You’ll know most of the details, of course, because of his celebrity. There’s been a VH1 special recounting his story, and the MTV show touched on some of his exploits too. The press have trundled out his drinking stories, his dove-munching stories and his Alamo-pissing stories too, so when Osbourne discusses them we’re not getting anything new. What we’re getting, though, is a very long set up that brings us to today, and how he has finally turned over a new leaf.
He was drunk as a skunk for the majority of The Osbournes, which explains his shakes and his slurred speech. The Osbourne clan rallied around him, as they always did, and cried ‘foul’. Naughty MTV, they said, showing poor Dad in such a way. They’re a remarkable family, really. Jack, Kellie and Aimee (the latter refused to appear on MTV but is interviewed here) have never expressed anything but total respect and love for their father, despite him hardly ever being there and being shit-faced when he was. ‘You never wanted for anything since the day you were born’, he told them repeatedly. ‘Oh yeah? What about wanting a father?’
Osbourne shows us his roots, going back to the little Birmingham suburb where he was raised. Fellow Black Sabbath members are interviewed, all telling us how wacky young John Osbourne was as a rock star, and even Paul McCartney pops up to add some grudging admiration for the doom-merchants’ music.

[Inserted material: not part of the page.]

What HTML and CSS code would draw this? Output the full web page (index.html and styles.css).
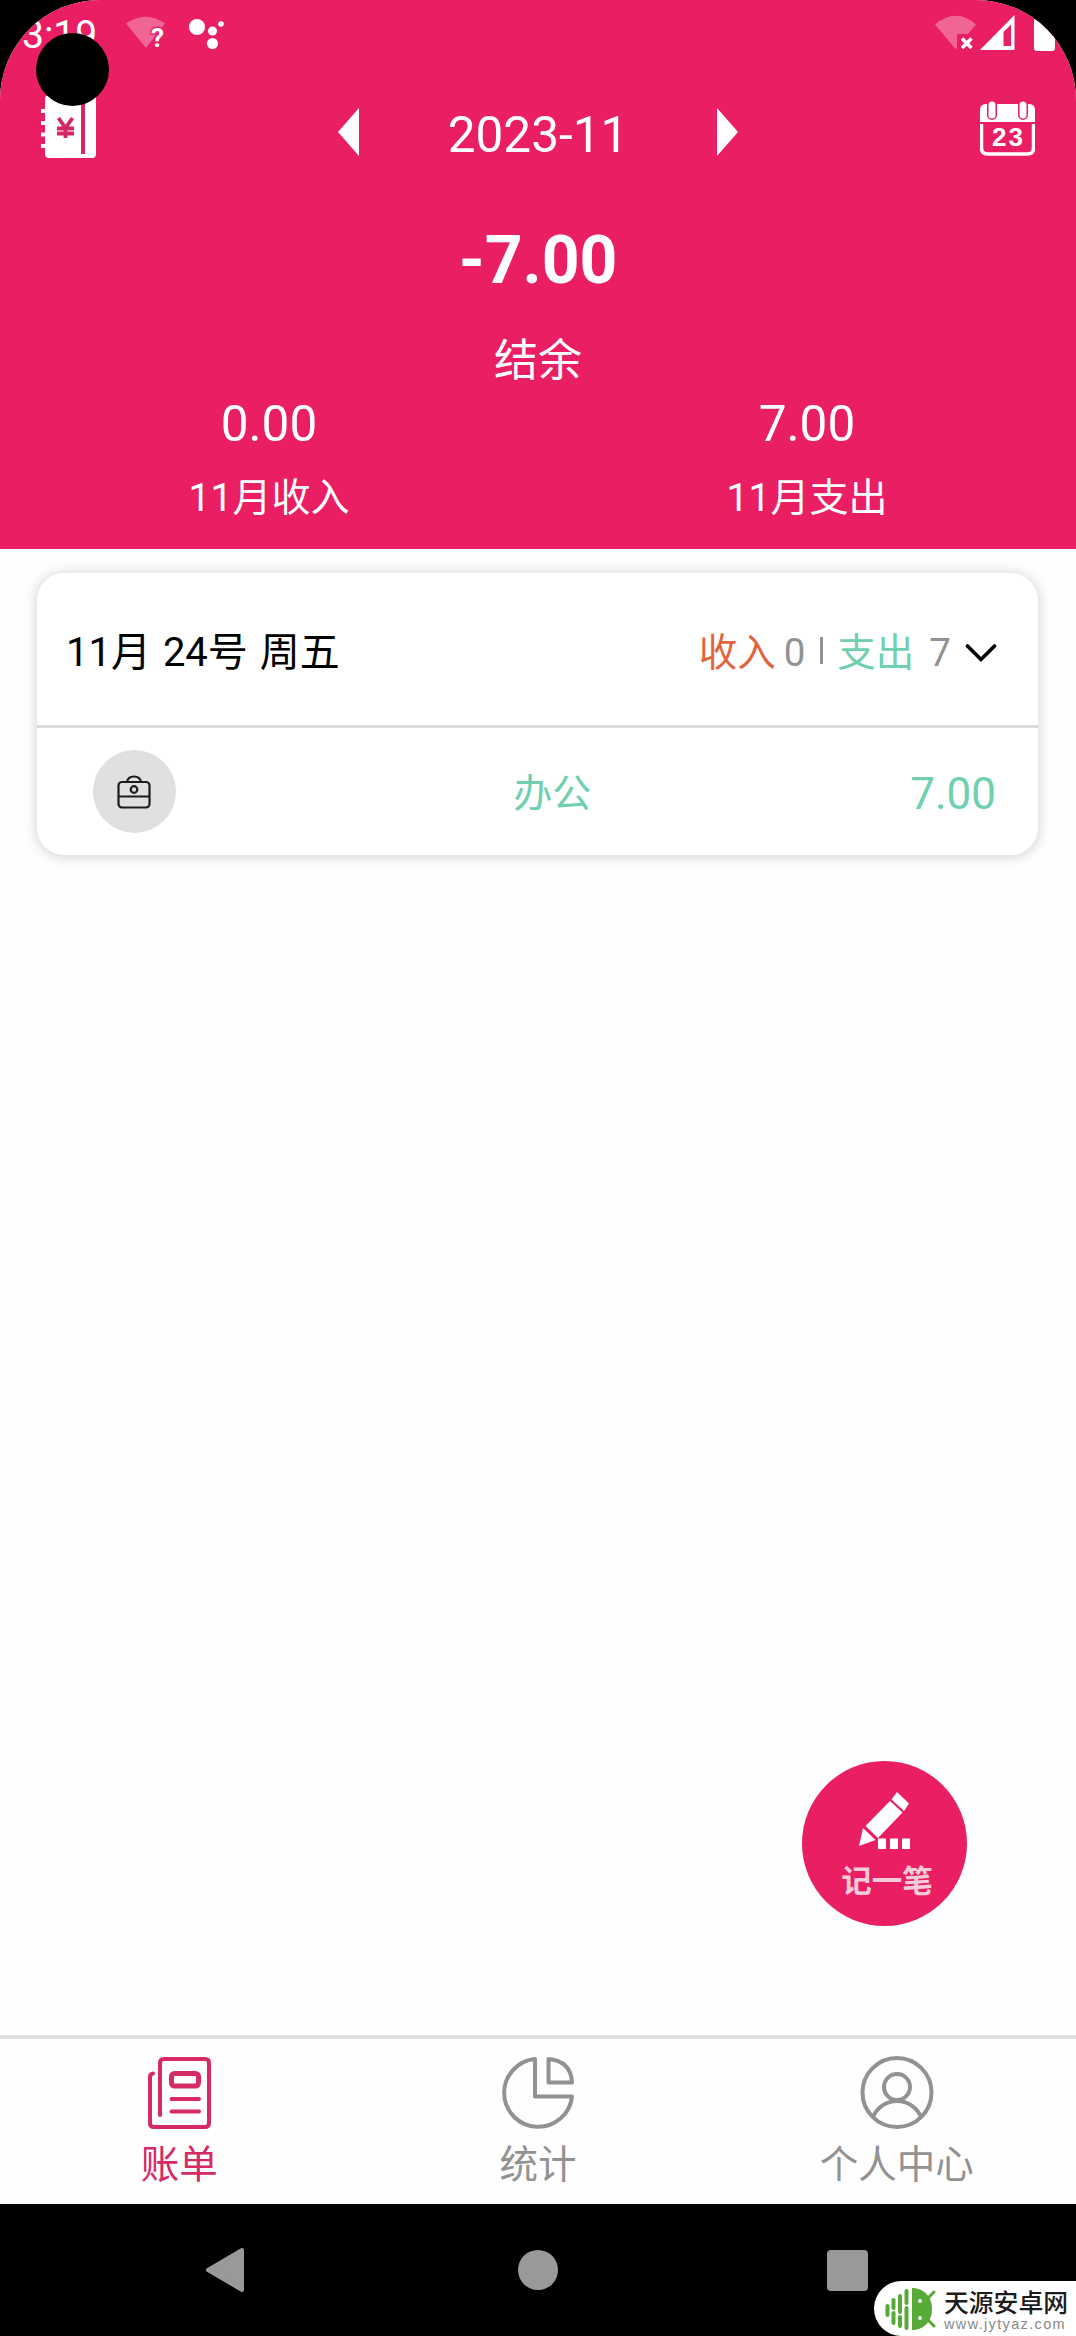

For the majority of the time, though, it’s all about Ozzy and his memories, which might well be unreliable.
Ozzy’s two kids from his first marriage are shown, as are three sisters. The kids, obviously, are all grown up now (Ozzy’s actually a granddad) and paint a similar picture of his lack of parental abilities. Later, Randy Rhoads’ death is discussed, with Ozzy asking an interesting question: ‘Why do people ask me about the craziest prank I’ve ever done’, he ponders, ‘why don’t they ask me how I felt about the death of Randy Rhoads?’ Osbourne’s media-attracting japes had taken on a life of their own. Sharon tells us how Ozzy beat her up, even once attempting to kill her. Yet here she is, thirty years wed to the wild man of rock. You’ve got to hand it to her.
Osbourne the man and Osbourne the media figure aren’t, I’m afraid, my cup of tea. As such I didn’t really enjoy God Bless Ozzy Osbourne that much at all. If you like him, and enjoy hearing his tales told one more time, then you’ll want to see this. I’m afraid I just got rather annoyed at it.
PS: The documentary mentions that Black Sabbath’s ‘Paranoid’ album reached number one in 1970 in Britain, and lists the rest of the chart. ‘Get Yer Ya Ya’s Out’, ‘Bridge over Troubled Water’, ‘Cosmo’s Factory’ and ‘Led Zeppelin 2’ rounded out the list. It’ll be interesting to see if any of the current top 5 albums in the UK will be similarly remembered by just their titles in forty years time.
*The Osbournes was funny, but for a real laugh-out-loud Spinal Tap-style documentary series look no further than The Towers of London.